Bölge Adliye Mahkemesinin yukarıda belirtilen kararına karşı süresi içinde davalı erkek vekili tarafından temyiz isteminde bulunulmuştur.

 

B. Temyiz Sebepleri

Davalı erkek vekili temyiz dilekçesinde; istinaf dilekçesinde belirttiği hususları tekrar ederek hükmün bozulması talebiyle temyiz kanun yoluna başvurmuştur.

 

C. Gerekçe

1. Uyuşmazlık ve Hukuki Nitelendirme

Uyuşmazlık tarafların açtığı evlilik birliğinin temelinden sarsılması hukuki nedenine dayalı boşanma davasında; taraflar arasında ortak hayatı temelinden sarsacak ve birliğin devamına imkân vermeyecek derecede geçimsizlik bulunup bulunmadığı, geçimsizlik varsa kusurun kimden kaynaklandığı, kadının davasının kabulü ile kadın lehine maddî, manevî tazminat ve nafakalara hükmedilme şartlarının oluşup oluşmadığı ile çocukların velâyetlerinin hangi tarafta kalmasının çocukların üstün menfaatine uygun olacağı noktasında toplanmaktadır.

2. İlgili Hukuk

6100 sayılı Hukuk Muhakemeleri Kanunu'nun (6100 sayılı Kanun) 369 uncu maddesinin birinci fıkrası ile 370 ve 371 inci maddeleri, 4721 sayılı Kanun’un 166 ncı maddesinin birinci fıkrası, 174 'üncü maddesi, 175 inci maddesi, 182 inci maddesi, 323 üncü, 324 üncü ve 336 ncı maddeleri, 6098 sayılı Türk Borçlar Kanunu'nun 50 nci ve 51 inci maddesi.

3. Değerlendirme

1. Bölge adliye mahkemelerinin nihai kararlarının bozulması 6100 sayılı Kanun'un 371 inci maddesinde yer alan sebeplerden birinin varlığı hâlinde mümkündür.

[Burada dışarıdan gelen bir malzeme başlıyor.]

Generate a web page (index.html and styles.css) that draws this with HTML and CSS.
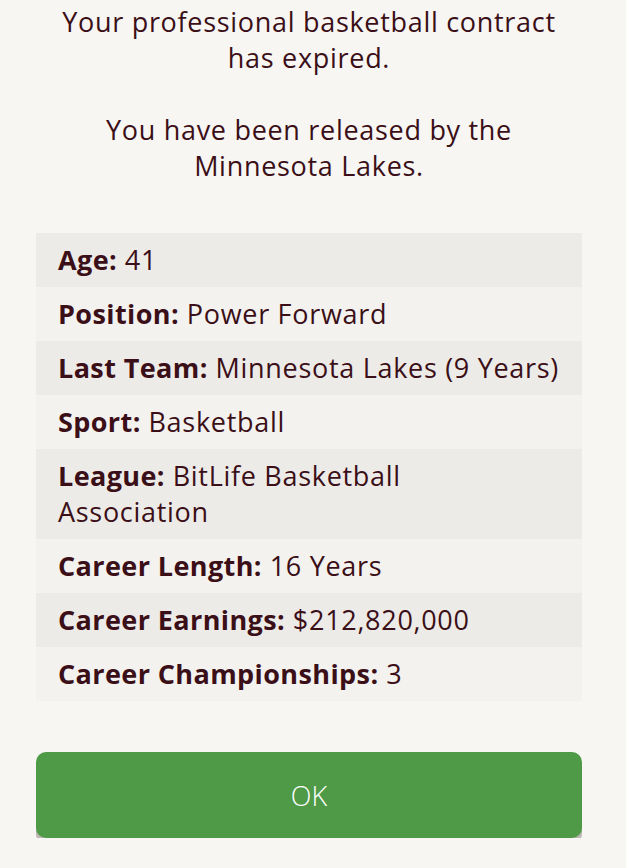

2. Temyizen ..., tarafların karşılıklı iddia ve savunmalarına, dayandıkları belgelere, uyuşmazlığa uygulanması gereken hukuk kuralları ile hukuki ilişkinin nitelendirilmesine, dava şartlarına, yargılama ve ispat kuralları ile kararda belirtilen gerekçelere göre usul ve kanuna uygun olup davalı erkek vekilince temyiz dilekçesinde ileri sürülen nedenler kararın bozulmasını gerektirecek nitelikte görülmemiştir.

VI. KARAR

Açıklanan sebeple;

Temyiz olunan Bölge Adliye Mahkemesi kararının 6100 sayılı Kanun'un 370 inci maddesinin birinci fıkrası uyarınca ONANMASINA,

Aşağıda yazılı temyiz giderinin temyiz edene yükletilmesine,

Dosyanın İlk Derece Mahkemesine, kararın bir örneğinin Bölge Adliye Mahkemesine gönderilmesine, 05.10.2023 tarihinde oybirliğiyle karar verildi.